In fact, Frazier refutes the claim that this new public asset is meant to benefit the local community at all.
“This is also another very well-known reality of gentrification: eviction allows easy access for gentrification,” says Frazier. “And then you do it to a group of people who are a vulnerable class by virtue of being renters. These are all tools of gentrification. Everybody knows it. It’s not rocket science, nor is it a secret.”
By its very nature, she said, green space has a direct impact on housing affordability in the surrounding area. “You’re creating a space that is intended to drive up the price of homeownership, which means that you also didn’t take into account that proximity to such a location will drive up the taxes for folks who are butting up against it,” she says. “It’s intellectually dishonest on its face.”
Robb disagrees. “In my mind, it’s a precarious proposition to take the position that communities with low and moderate incomes that may lack the public and private assets of more affluent places should not be invested in because of the risk of increased taxes. This same line of reasoning could extend to a grocery store, a really good elementary school, or essentially anything that could be perceived as positive.

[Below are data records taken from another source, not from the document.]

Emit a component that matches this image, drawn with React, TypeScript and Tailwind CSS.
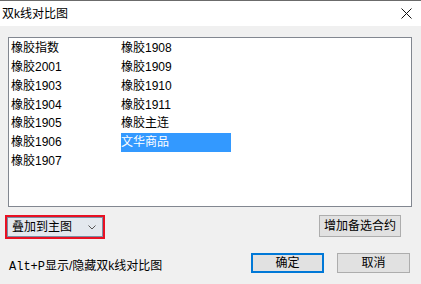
const col1 = ["橡胶指数", "橡胶2001", "橡胶1903", "橡胶1904", "橡胶1905", "橡胶1906", "橡胶1907"];
const col2 = ["橡胶1908", "橡胶1909", "橡胶1910", "橡胶1911", "橡胶主连", "文华商品"];
const selected = "文华商品";

const font = { fontFamily: '"Liberation Sans", "Noto Sans CJK SC", sans-serif' };

const Column = ({ items }: { items: string[] }) => (
  <div className="flex w-[110px] flex-col">
    {items.map((it) => (
      <div
        key={it}
        className={
          "flex h-[18.75px] items-center whitespace-nowrap text-[12px] leading-none " +
          (it === selected ? "bg-[#3399ff] text-white" : "text-black")
        }
      >
        {it}
      </div>
    ))}
  </div>
);

export default function App() {
  return (
    <div className="flex h-[284px] w-[421px] flex-col bg-[#f0f0f0]" style={font}>
      {/* title bar */}
      <div className="flex h-[26px] items-center justify-between border-t border-[#6b6b6b] bg-white pl-[2px] pr-[9px]">
        <span className="text-[12px] text-black">双k线对比图</span>
        <svg width="11" height="11" viewBox="0 0 11 11">
          <path d="M0.5 0.5 L10.5 10.5 M10.5 0.5 L0.5 10.5" stroke="#111" strokeWidth="1" />
        </svg>
      </div>

      {/* list */}
      <div className="mx-[8px] mt-[11px] flex h-[170px] w-[404px] border border-[#828790] bg-white pl-[2px] pt-[1px]">
        <Column items={col1} />
        <Column items={col2} />
      </div>

      {/* row 2 */}
      <div className="mt-[8px] flex h-[24px] items-start justify-between pl-[5px] pr-[20px]">
        <div className="h-[24px] w-[100px] border-2 border-[#e81123] p-0">
          <div className="flex h-full items-center justify-between border border-[#7a8ea4] bg-[#e3e8ee] pl-[4px] pr-[6px]">
            <span className="text-[12px] text-black">叠加到主图</span>
            <svg width="8" height="5" viewBox="0 0 8 5">
              <path d="M0.5 0.5 L4 4 L7.5 0.5" stroke="#555" strokeWidth="1" fill="none" />
            </svg>
          </div>
        </div>
        <button className="flex h-[22px] w-[82px] items-center justify-center border border-[#adadad] bg-[#e1e1e1] text-[12px] text-black">
          增加备选合约
        </button>
      </div>

      {/* row 3 */}
      <div className="mt-[14px] flex h-[20px] items-center pl-[9px] pr-[11px]">
        <span className="mt-[6px] text-[12px] text-black">
          <span style={{ fontFamily: '"Liberation Mono", monospace' }}>Alt+P</span>显示/隐藏双k线对比图
        </span>
        <button className="ml-auto flex h-[20px] w-[73px] items-center justify-center border-2 border-[#0078d7] bg-[#e1e1e1] text-[12px] text-black">
          确定
        </button>
        <button className="ml-[13px] flex h-[20px] w-[73px] items-center justify-center border border-[#adadad] bg-[#e1e1e1] text-[12px] text-black">
          取消
        </button>
      </div>
    </div>
  );
}
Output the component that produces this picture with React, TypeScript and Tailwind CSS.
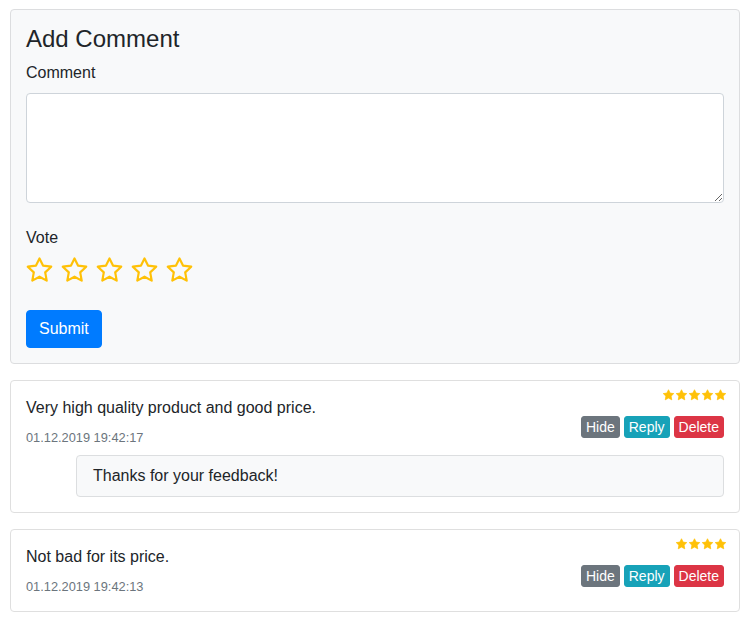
import { useState } from 'react';

interface Comment {
  id: number;
  text: string;
  date: string;
  rating: number;
  reply?: string;
}

const comments: Comment[] = [
  { id: 1, text: 'Very high quality product and good price.', date: '01.12.2019 19:42:17', rating: 5, reply: 'Thanks for your feedback!' },
  { id: 2, text: 'Not bad for its price.', date: '01.12.2019 19:42:13', rating: 4 },
];

function OutlineStar() {
  return (
    <svg width="27" height="26" viewBox="0 0 27 26" className="block">
      <polygon
        points="13.5,1.4 17,8.6 25.2,9.7 19.2,15.4 20.7,23.6 13.5,19.7 6.3,23.6 7.8,15.4 1.8,9.7 10,8.6"
        fill="none"
        stroke="#ffc107"
        strokeWidth="2.2"
        strokeLinejoin="round"
      />
    </svg>
  );
}

function SolidStar() {
  return (
    <svg width="13" height="12" viewBox="0 0 24 24" className="block">
      <polygon
        points="12,1.5 15.2,8.2 22.5,9.2 17.2,14.3 18.5,21.6 12,18.1 5.5,21.6 6.8,14.3 1.5,9.2 8.8,8.2"
        fill="#ffc107"
        stroke="#ffc107"
        strokeWidth="1.5"
        strokeLinejoin="round"
      />
    </svg>
  );
}

function CommentCard({ c }: { c: Comment }) {
  return (
    <div className="bg-white border border-[#dfdfdf] rounded-[4px] p-[15px]">
      <div className="flex justify-between">
        <div>
          <p className="text-[16px] leading-[24px]">{c.text}</p>
          <p className="mt-[8px] text-[12.8px] leading-[19.2px] text-[#6c757d]">{c.date}</p>
        </div>
        <div className="flex flex-col items-end -mt-[7px]">
          <div className="flex -mr-[3px] h-[12px]">
            {Array.from({ length: c.rating }).map((_, i) => (
              <SolidStar key={i} />
            ))}
          </div>
          <div className="flex gap-[4px] mt-[15px] text-[14px] leading-[20px] text-white">
            <button className="px-[4px] rounded-[3px] border border-[#6c757d] bg-[#6c757d]">Hide</button>
            <button className="px-[4px] rounded-[3px] border border-[#17a2b8] bg-[#17a2b8]">Reply</button>
            <button className="px-[4px] rounded-[3px] border border-[#dc3545] bg-[#dc3545]">Delete</button>
          </div>
        </div>
      </div>
      {c.reply && (
        <div className="ml-[50px] mt-[8px] bg-[#f8f9fa] border border-[#dcdee0] rounded-[4px] px-[16px] py-[8px] text-[16px] leading-[24px]">
          {c.reply}
        </div>
      )}
    </div>
  );
}

export default function App() {
  const [text, setText] = useState('');

  return (
    <div className="pl-[10px] pr-[11px] pt-[9px] text-[#212529] font-['Liberation_Sans',Arial,sans-serif]">
      <div className="bg-[#f8f9fa] border border-[#dcdddf] rounded-[4px] p-[15px]">
        <h4 className="text-[24px] leading-[28.8px]">Add Comment</h4>
        <label className="block mt-[7px] text-[16px] leading-[24px]">Comment</label>
        <textarea
          value={text}
          onChange={(e) => setText(e.target.value)}
          className="block w-full h-[110px] mt-[8px] bg-white border border-[#ced4da] rounded-[4px] px-3 py-1.5 outline-none"
        />
        <label className="block mt-[23px] text-[16px] leading-[24px]">Vote</label>
        <div className="flex gap-[8px] mt-[7px]">
          {[0, 1, 2, 3, 4].map((i) => (
            <OutlineStar key={i} />
          ))}
        </div>
        <button className="mt-[27px] px-[12px] py-[6px] text-[16px] leading-[24px] text-white bg-[#007bff] border border-[#007bff] rounded-[4px]">
          Submit
        </button>
      </div>

      <div className="mt-[16px] flex flex-col gap-[16px]">
        {comments.map((c) => (
          <CommentCard key={c.id} c={c} />
        ))}
      </div>
    </div>
  );
}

“What is important is to ensure that there is ample participation and dialogue through the planning and design processes of these types of investments, so that the park, or grocery store, or whatever public or private amenity adequately reflects the shared values of the community and is not being used as a tool to attract and replace existing residents,” says Robb.
Ultimately, the debate boils down to how stakeholders value the land. The land-use plan by Cleveland Neighborhood Progress, which included residents of the whole area over a multi-year process, concluded that the best use of the property would be public lakefront green space, where the local community can access the water and which can inspire economic investment to begin pouring back into the area.